── Record set

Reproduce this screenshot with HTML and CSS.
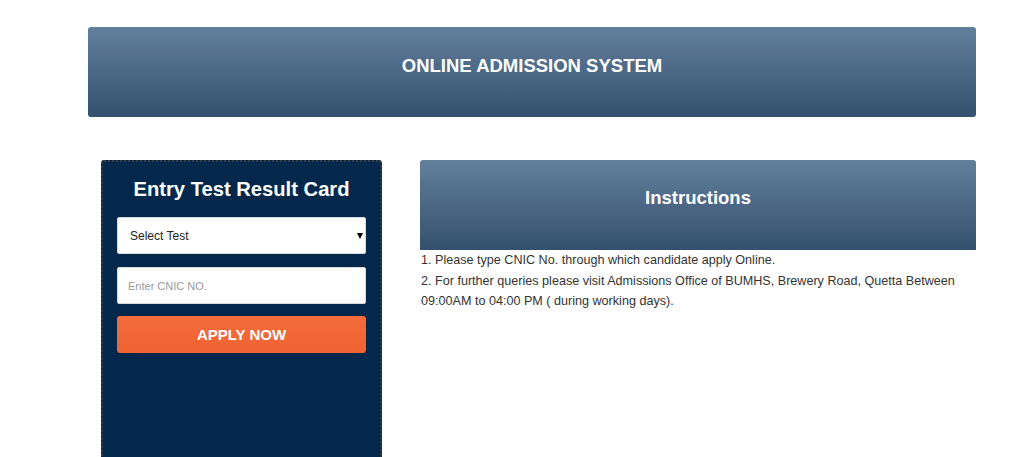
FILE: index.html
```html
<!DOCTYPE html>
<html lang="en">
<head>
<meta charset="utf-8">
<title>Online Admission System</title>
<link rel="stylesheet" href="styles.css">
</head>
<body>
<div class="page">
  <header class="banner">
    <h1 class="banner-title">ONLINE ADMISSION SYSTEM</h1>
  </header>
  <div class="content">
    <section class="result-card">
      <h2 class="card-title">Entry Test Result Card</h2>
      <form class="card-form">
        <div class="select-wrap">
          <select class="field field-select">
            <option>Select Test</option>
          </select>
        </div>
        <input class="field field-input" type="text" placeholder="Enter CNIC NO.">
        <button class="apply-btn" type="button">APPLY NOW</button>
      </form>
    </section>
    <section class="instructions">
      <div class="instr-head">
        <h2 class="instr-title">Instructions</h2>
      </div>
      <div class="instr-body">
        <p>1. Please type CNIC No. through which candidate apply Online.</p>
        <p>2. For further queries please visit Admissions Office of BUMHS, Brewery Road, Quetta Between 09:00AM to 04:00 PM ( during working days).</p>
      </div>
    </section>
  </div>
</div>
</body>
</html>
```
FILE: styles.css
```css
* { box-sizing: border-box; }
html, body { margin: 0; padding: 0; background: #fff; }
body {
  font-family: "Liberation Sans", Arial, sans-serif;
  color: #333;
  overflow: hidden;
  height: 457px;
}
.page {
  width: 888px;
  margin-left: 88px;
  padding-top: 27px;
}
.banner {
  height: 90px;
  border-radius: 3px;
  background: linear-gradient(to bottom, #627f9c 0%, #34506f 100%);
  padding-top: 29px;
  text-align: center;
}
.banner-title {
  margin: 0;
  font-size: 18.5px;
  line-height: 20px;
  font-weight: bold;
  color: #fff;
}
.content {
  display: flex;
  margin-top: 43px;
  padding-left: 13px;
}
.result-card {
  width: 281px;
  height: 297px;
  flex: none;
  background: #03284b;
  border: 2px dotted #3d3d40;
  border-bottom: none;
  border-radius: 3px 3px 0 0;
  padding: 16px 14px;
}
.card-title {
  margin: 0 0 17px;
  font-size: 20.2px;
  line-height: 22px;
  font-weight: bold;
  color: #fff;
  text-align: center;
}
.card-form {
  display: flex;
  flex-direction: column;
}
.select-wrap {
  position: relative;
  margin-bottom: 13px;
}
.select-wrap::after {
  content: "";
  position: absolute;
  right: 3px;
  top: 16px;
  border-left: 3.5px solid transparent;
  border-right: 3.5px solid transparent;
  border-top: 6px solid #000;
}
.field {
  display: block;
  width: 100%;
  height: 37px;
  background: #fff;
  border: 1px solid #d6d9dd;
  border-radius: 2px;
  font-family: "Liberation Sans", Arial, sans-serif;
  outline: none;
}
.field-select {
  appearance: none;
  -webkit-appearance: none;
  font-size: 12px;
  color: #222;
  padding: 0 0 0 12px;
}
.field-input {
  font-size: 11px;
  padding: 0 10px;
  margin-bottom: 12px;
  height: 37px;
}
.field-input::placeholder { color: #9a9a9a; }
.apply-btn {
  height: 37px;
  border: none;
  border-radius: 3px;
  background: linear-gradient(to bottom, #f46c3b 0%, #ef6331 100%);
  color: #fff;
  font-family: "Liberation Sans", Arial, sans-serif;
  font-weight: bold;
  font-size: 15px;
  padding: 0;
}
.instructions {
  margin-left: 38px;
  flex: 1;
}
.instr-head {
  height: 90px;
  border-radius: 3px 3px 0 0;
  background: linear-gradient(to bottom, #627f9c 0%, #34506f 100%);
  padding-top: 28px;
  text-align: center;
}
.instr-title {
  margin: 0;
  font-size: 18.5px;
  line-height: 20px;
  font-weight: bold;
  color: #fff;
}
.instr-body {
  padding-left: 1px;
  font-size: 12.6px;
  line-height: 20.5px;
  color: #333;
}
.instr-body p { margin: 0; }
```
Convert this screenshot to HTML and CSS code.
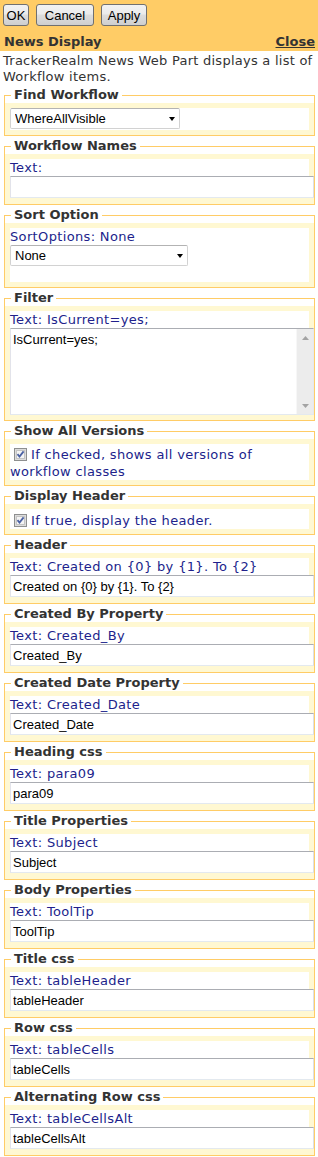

────

# Problem statement:
Every record must be copied exactly, with images dropped from the result.

# Correct answer:
Reproduce this screenshot with HTML and CSS.
FILE: index.html
```html
<!DOCTYPE html>
<html lang="en">
<head>
<meta charset="utf-8">
<title>Online Admission System</title>
<link rel="stylesheet" href="styles.css">
</head>
<body>
<div class="page">
  <header class="banner">
    <h1 class="banner-title">ONLINE ADMISSION SYSTEM</h1>
  </header>
  <div class="content">
    <section class="result-card">
      <h2 class="card-title">Entry Test Result Card</h2>
      <form class="card-form">
        <div class="select-wrap">
          <select class="field field-select">
            <option>Select Test</option>
          </select>
        </div>
        <input class="field field-input" type="text" placeholder="Enter CNIC NO.">
        <button class="apply-btn" type="button">APPLY NOW</button>
      </form>
    </section>
    <section class="instructions">
      <div class="instr-head">
        <h2 class="instr-title">Instructions</h2>
      </div>
      <div class="instr-body">
        <p>1. Please type CNIC No. through which candidate apply Online.</p>
        <p>2. For further queries please visit Admissions Office of BUMHS, Brewery Road, Quetta Between 09:00AM to 04:00 PM ( during working days).</p>
      </div>
    </section>
  </div>
</div>
</body>
</html>
```
FILE: styles.css
```css
* { box-sizing: border-box; }
html, body { margin: 0; padding: 0; background: #fff; }
body {
  font-family: "Liberation Sans", Arial, sans-serif;
  color: #333;
  overflow: hidden;
  height: 457px;
}
.page {
  width: 888px;
  margin-left: 88px;
  padding-top: 27px;
}
.banner {
  height: 90px;
  border-radius: 3px;
  background: linear-gradient(to bottom, #627f9c 0%, #34506f 100%);
  padding-top: 29px;
  text-align: center;
}
.banner-title {
  margin: 0;
  font-size: 18.5px;
  line-height: 20px;
  font-weight: bold;
  color: #fff;
}
.content {
  display: flex;
  margin-top: 43px;
  padding-left: 13px;
}
.result-card {
  width: 281px;
  height: 297px;
  flex: none;
  background: #03284b;
  border: 2px dotted #3d3d40;
  border-bottom: none;
  border-radius: 3px 3px 0 0;
  padding: 16px 14px;
}
.card-title {
  margin: 0 0 17px;
  font-size: 20.2px;
  line-height: 22px;
  font-weight: bold;
  color: #fff;
  text-align: center;
}
.card-form {
  display: flex;
  flex-direction: column;
}
.select-wrap {
  position: relative;
  margin-bottom: 13px;
}
.select-wrap::after {
  content: "";
  position: absolute;
  right: 3px;
  top: 16px;
  border-left: 3.5px solid transparent;
  border-right: 3.5px solid transparent;
  border-top: 6px solid #000;
}
.field {
  display: block;
  width: 100%;
  height: 37px;
  background: #fff;
  border: 1px solid #d6d9dd;
  border-radius: 2px;
  font-family: "Liberation Sans", Arial, sans-serif;
  outline: none;
}
.field-select {
  appearance: none;
  -webkit-appearance: none;
  font-size: 12px;
  color: #222;
  padding: 0 0 0 12px;
}
.field-input {
  font-size: 11px;
  padding: 0 10px;
  margin-bottom: 12px;
  height: 37px;
}
.field-input::placeholder { color: #9a9a9a; }
.apply-btn {
  height: 37px;
  border: none;
  border-radius: 3px;
  background: linear-gradient(to bottom, #f46c3b 0%, #ef6331 100%);
  color: #fff;
  font-family: "Liberation Sans", Arial, sans-serif;
  font-weight: bold;
  font-size: 15px;
  padding: 0;
}
.instructions {
  margin-left: 38px;
  flex: 1;
}
.instr-head {
  height: 90px;
  border-radius: 3px 3px 0 0;
  background: linear-gradient(to bottom, #627f9c 0%, #34506f 100%);
  padding-top: 28px;
  text-align: center;
}
.instr-title {
  margin: 0;
  font-size: 18.5px;
  line-height: 20px;
  font-weight: bold;
  color: #fff;
}
.instr-body {
  padding-left: 1px;
  font-size: 12.6px;
  line-height: 20.5px;
  color: #333;
}
.instr-body p { margin: 0; }
```
Convert this screenshot to HTML and CSS code.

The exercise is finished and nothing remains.